What do plants do during solar eclipse?

As some scientists used the Great American Eclipse in August 2017 to watch how bees and birds dealt with sudden midday darkness, researchers in Wyoming investigated big sagebrush. Tracking its reactions at the leaf level, scientists saw it experience a slowdown in activity as darkness fell, followed by shock at the sun's surprise return.

Daniel Beverly, a doctoral student in botany and hydrology at the University of Wyoming and the paper's lead author, and his colleagues measured photosynthetic rate, as well as the speed of transpiration — how quickly its leaves lose water. During the 2 minutes and 18 seconds of complete darkness, photosynthesis and transpiration rates fell.

Over the course of the eclipse day, the team estimated, the average big sagebrush managed about 14% less photosynthesis than it would have if the sun hadn't been blocked. If a plant is drought-stressed, an eclipse might be bad news, like "losing 14% of a day's income when you're already broke," Beverly said.

Crocodiles had a vegetarian phase

Imagine you're a small mammal of the Mesozoic. Snuffling around one day, you run into a cat-size, scaly, big-eyed reptile that looks not unlike a crocodile found in the 21st century. Spotting you, he opens his mouth wide to reveal … tiny, intricate teeth. Then he turns and munches on some leaves.

Research published in Current Biology suggests that vegetarianism evolved at least three separate times in ancient crocs — a conclusion reached after scientists studied the teeth sported by many species, including the Simosuchus described above.

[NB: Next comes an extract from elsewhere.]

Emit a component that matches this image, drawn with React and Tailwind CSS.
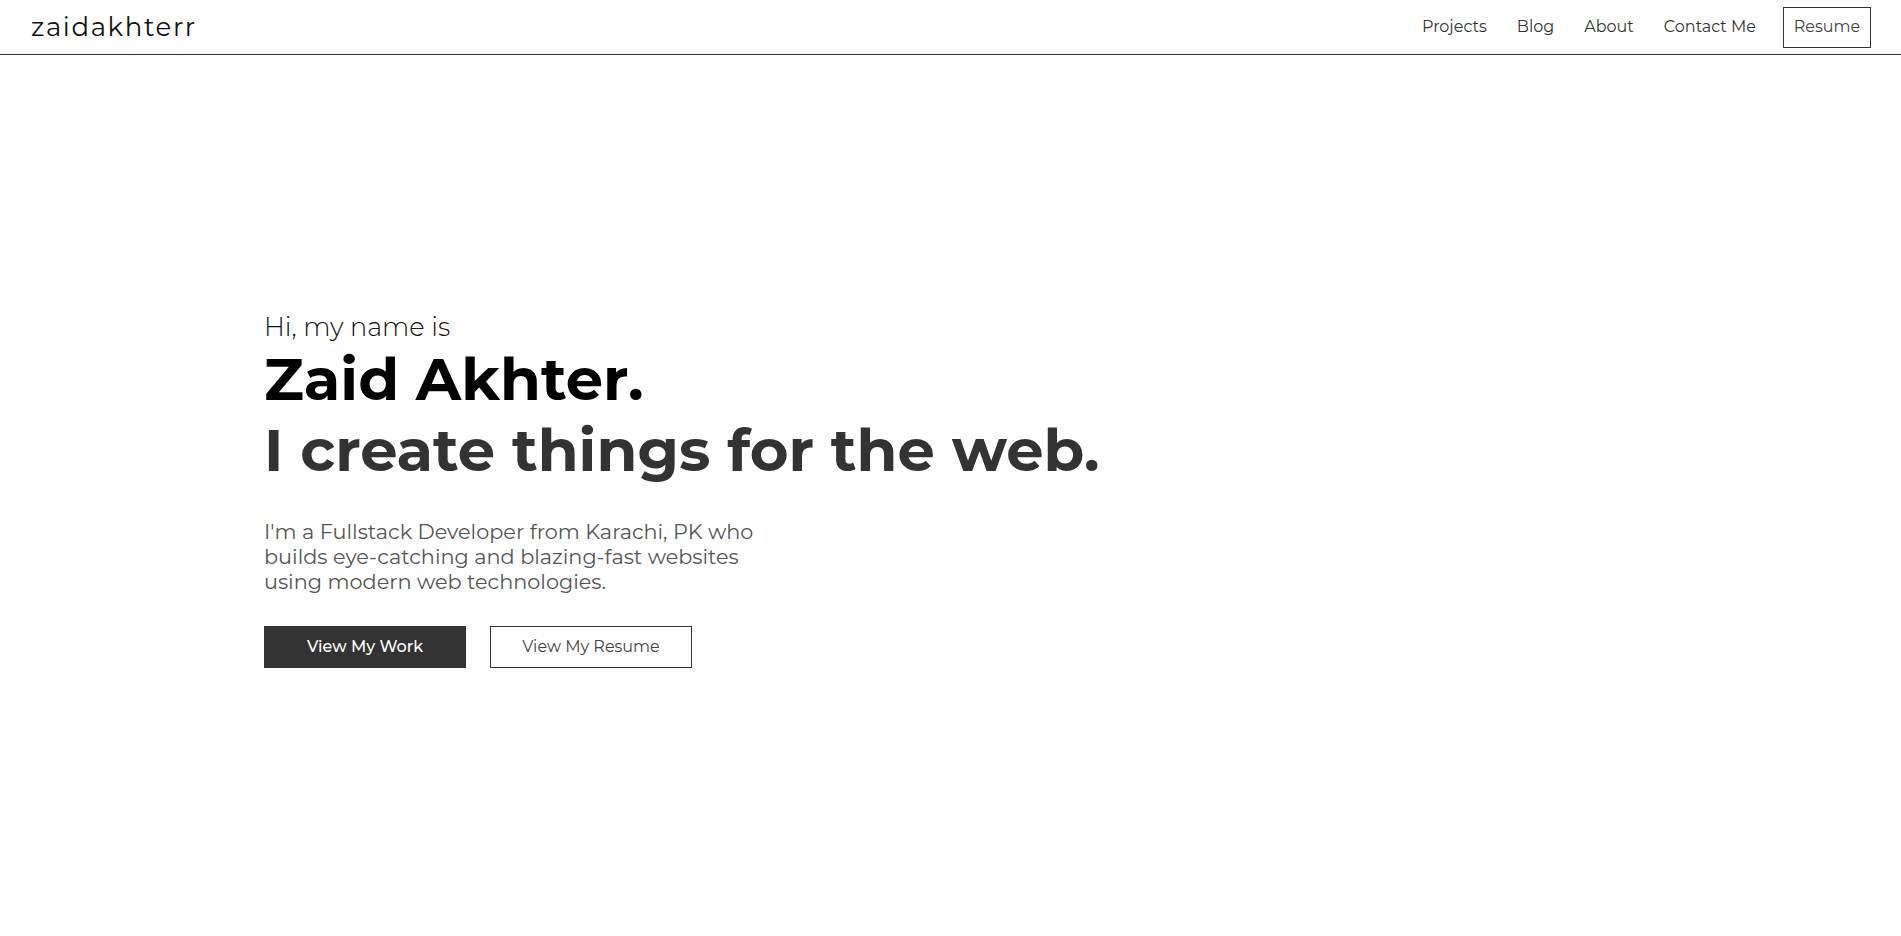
export default function App() {
  const font = { fontFamily: 'Montserrat, "Noto Sans", "Open Sans", sans-serif' };
  return (
    <div className="min-h-screen bg-white" style={font}>
      <header className="flex h-[55px] items-center justify-between border-b border-[#333] pl-[31px] pr-[30px]">
        <div className="text-[26px] tracking-[1.6px] text-[#111]">zaidakhterr</div>
        <nav className="flex items-center text-[16px] text-[#333]">
          <a className="mr-[30px]">Projects</a>
          <a className="mr-[30px]">Blog</a>
          <a className="mr-[30px]">About</a>
          <a className="mr-[27px]">Contact Me</a>
          <a className="flex h-[41px] w-[88px] items-center justify-center border border-[#333] text-[#444]">Resume</a>
        </nav>
      </header>
      <main className="flex h-[881px] items-center pl-[264px] pb-[11px]">
        <div>
          <p className="text-[25.6px] font-light leading-[1.2] text-[#111]">Hi, my name is</p>
          <h1 className="mt-[1px] text-[59.2px] font-bold leading-[1.2] text-black">Zaid Akhter.</h1>
          <h2 className="text-[59.2px] font-bold leading-[1.2] text-[#333]">I create things for the web.</h2>
          <p className="mt-[33px] max-w-[520px] text-[20.8px] leading-[25px] text-[#555]">
            I'm a Fullstack Developer from Karachi, PK who builds eye-catching and blazing-fast websites using modern web technologies.
          </p>
          <div className="mt-[32px] flex gap-[24px]">
            <button className="h-[42px] w-[202px] bg-[#333] text-[16px] font-medium text-white">View My Work</button>
            <button className="h-[42px] w-[202px] border border-[#333] text-[16px] text-[#444]">View My Resume</button>
          </div>
        </div>
      </main>
    </div>
  );
}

About 250 million years ago, scores of crocodyliform species could be found across the globe, some on land and some in seas and rivers. A particular species might eat only plants, only animals, or both.

Keegan Melstrom, a geobiology graduate student at the University of Utah, and his co-author, Randall Irmis, analyzed 146 teeth from 16 extinct crocodyliform species. They used a method called orientation patch count rotated. From a scan of an object, the method generates a numerical score indicating the complexity of the object's shape. "It allows us to compare teeth that have no landmarks in common," Melstrom said.

This proved useful for studying prehistoric crocs, he said, whose teeth often have "no modern-day analogues."

Half of the ancient species seemed to have been on the plant-eating end of the spectrum — "a genuine surprise," Melstrom said.